Leave the pictures out. Return all other data exactly.

**DATA SECTION**:
※ ※ ※

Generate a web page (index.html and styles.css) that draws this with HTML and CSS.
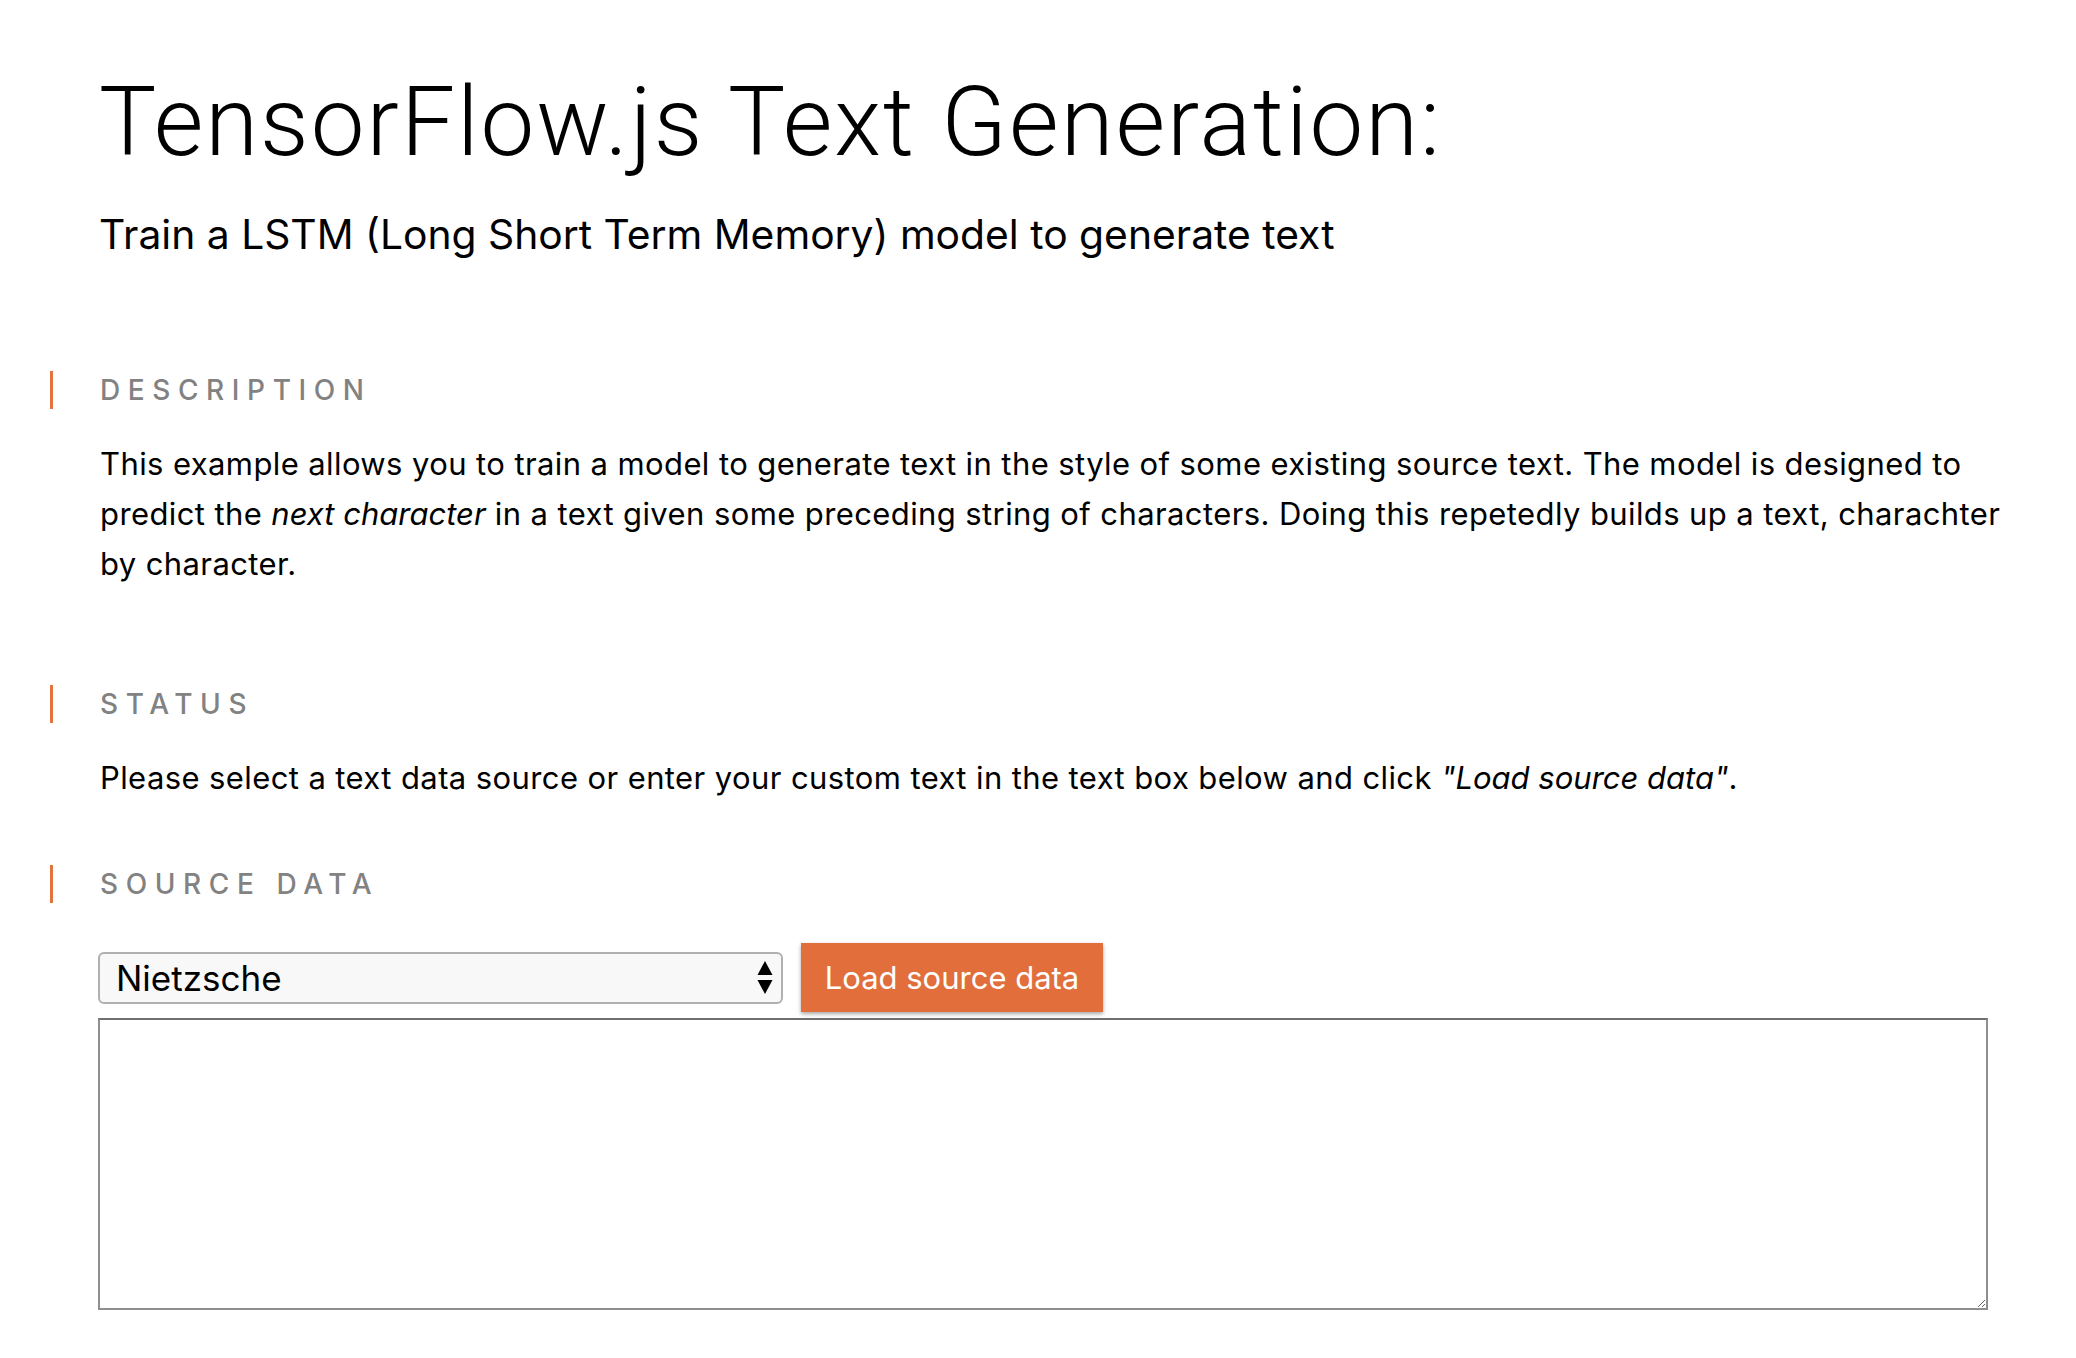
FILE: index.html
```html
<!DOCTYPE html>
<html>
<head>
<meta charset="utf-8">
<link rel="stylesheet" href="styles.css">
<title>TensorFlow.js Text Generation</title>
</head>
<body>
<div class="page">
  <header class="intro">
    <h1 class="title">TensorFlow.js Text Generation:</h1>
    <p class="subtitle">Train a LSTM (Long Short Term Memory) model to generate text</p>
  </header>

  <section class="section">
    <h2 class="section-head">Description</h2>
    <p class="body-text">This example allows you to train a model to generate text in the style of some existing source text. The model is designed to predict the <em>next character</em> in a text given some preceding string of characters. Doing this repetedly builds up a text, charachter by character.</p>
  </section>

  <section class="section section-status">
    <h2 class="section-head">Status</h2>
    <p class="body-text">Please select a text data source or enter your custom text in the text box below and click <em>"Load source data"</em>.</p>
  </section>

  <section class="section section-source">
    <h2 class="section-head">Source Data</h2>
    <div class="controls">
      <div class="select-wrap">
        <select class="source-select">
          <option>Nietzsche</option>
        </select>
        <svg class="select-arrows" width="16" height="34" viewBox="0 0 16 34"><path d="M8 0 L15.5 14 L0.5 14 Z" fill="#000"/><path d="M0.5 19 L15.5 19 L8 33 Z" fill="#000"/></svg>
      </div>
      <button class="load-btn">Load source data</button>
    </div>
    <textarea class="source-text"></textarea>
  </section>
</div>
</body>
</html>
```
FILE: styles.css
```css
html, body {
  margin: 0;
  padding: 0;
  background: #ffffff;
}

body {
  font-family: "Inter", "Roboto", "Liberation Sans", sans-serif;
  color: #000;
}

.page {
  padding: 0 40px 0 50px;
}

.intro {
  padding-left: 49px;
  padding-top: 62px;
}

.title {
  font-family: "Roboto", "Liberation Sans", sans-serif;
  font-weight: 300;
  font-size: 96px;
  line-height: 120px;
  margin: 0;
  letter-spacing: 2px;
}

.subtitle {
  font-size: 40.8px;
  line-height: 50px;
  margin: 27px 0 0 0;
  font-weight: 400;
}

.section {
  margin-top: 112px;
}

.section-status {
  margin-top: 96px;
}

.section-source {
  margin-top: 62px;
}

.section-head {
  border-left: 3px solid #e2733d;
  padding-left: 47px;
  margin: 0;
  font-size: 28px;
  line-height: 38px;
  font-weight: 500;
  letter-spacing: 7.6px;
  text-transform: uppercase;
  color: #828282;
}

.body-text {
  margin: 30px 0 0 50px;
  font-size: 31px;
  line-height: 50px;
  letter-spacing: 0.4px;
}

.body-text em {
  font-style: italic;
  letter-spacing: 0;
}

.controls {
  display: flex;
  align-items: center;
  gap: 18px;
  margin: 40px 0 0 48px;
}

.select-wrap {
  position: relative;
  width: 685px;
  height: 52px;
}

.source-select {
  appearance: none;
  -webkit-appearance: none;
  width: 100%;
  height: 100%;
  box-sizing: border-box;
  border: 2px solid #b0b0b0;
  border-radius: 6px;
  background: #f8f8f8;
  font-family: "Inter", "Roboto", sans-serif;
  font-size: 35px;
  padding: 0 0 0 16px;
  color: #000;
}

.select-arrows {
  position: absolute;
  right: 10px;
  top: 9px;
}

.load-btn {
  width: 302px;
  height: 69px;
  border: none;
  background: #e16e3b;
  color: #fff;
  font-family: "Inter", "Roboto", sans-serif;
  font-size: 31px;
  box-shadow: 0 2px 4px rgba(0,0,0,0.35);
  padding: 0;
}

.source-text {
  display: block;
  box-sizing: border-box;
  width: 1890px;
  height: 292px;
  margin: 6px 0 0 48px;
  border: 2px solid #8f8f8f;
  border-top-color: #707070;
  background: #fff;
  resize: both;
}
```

※ ※ ※

**PROBLEM SOLUTION**:
Generate a web page (index.html and styles.css) that draws this with HTML and CSS.
FILE: index.html
```html
<!DOCTYPE html>
<html>
<head>
<meta charset="utf-8">
<link rel="stylesheet" href="styles.css">
<title>TensorFlow.js Text Generation</title>
</head>
<body>
<div class="page">
  <header class="intro">
    <h1 class="title">TensorFlow.js Text Generation:</h1>
    <p class="subtitle">Train a LSTM (Long Short Term Memory) model to generate text</p>
  </header>

  <section class="section">
    <h2 class="section-head">Description</h2>
    <p class="body-text">This example allows you to train a model to generate text in the style of some existing source text. The model is designed to predict the <em>next character</em> in a text given some preceding string of characters. Doing this repetedly builds up a text, charachter by character.</p>
  </section>

  <section class="section section-status">
    <h2 class="section-head">Status</h2>
    <p class="body-text">Please select a text data source or enter your custom text in the text box below and click <em>"Load source data"</em>.</p>
  </section>

  <section class="section section-source">
    <h2 class="section-head">Source Data</h2>
    <div class="controls">
      <div class="select-wrap">
        <select class="source-select">
          <option>Nietzsche</option>
        </select>
        <svg class="select-arrows" width="16" height="34" viewBox="0 0 16 34"><path d="M8 0 L15.5 14 L0.5 14 Z" fill="#000"/><path d="M0.5 19 L15.5 19 L8 33 Z" fill="#000"/></svg>
      </div>
      <button class="load-btn">Load source data</button>
    </div>
    <textarea class="source-text"></textarea>
  </section>
</div>
</body>
</html>
```
FILE: styles.css
```css
html, body {
  margin: 0;
  padding: 0;
  background: #ffffff;
}

body {
  font-family: "Inter", "Roboto", "Liberation Sans", sans-serif;
  color: #000;
}

.page {
  padding: 0 40px 0 50px;
}

.intro {
  padding-left: 49px;
  padding-top: 62px;
}

.title {
  font-family: "Roboto", "Liberation Sans", sans-serif;
  font-weight: 300;
  font-size: 96px;
  line-height: 120px;
  margin: 0;
  letter-spacing: 2px;
}

.subtitle {
  font-size: 40.8px;
  line-height: 50px;
  margin: 27px 0 0 0;
  font-weight: 400;
}

.section {
  margin-top: 112px;
}

.section-status {
  margin-top: 96px;
}

.section-source {
  margin-top: 62px;
}

.section-head {
  border-left: 3px solid #e2733d;
  padding-left: 47px;
  margin: 0;
  font-size: 28px;
  line-height: 38px;
  font-weight: 500;
  letter-spacing: 7.6px;
  text-transform: uppercase;
  color: #828282;
}

.body-text {
  margin: 30px 0 0 50px;
  font-size: 31px;
  line-height: 50px;
  letter-spacing: 0.4px;
}

.body-text em {
  font-style: italic;
  letter-spacing: 0;
}

.controls {
  display: flex;
  align-items: center;
  gap: 18px;
  margin: 40px 0 0 48px;
}

.select-wrap {
  position: relative;
  width: 685px;
  height: 52px;
}

.source-select {
  appearance: none;
  -webkit-appearance: none;
  width: 100%;
  height: 100%;
  box-sizing: border-box;
  border: 2px solid #b0b0b0;
  border-radius: 6px;
  background: #f8f8f8;
  font-family: "Inter", "Roboto", sans-serif;
  font-size: 35px;
  padding: 0 0 0 16px;
  color: #000;
}

.select-arrows {
  position: absolute;
  right: 10px;
  top: 9px;
}

.load-btn {
  width: 302px;
  height: 69px;
  border: none;
  background: #e16e3b;
  color: #fff;
  font-family: "Inter", "Roboto", sans-serif;
  font-size: 31px;
  box-shadow: 0 2px 4px rgba(0,0,0,0.35);
  padding: 0;
}

.source-text {
  display: block;
  box-sizing: border-box;
  width: 1890px;
  height: 292px;
  margin: 6px 0 0 48px;
  border: 2px solid #8f8f8f;
  border-top-color: #707070;
  background: #fff;
  resize: both;
}
```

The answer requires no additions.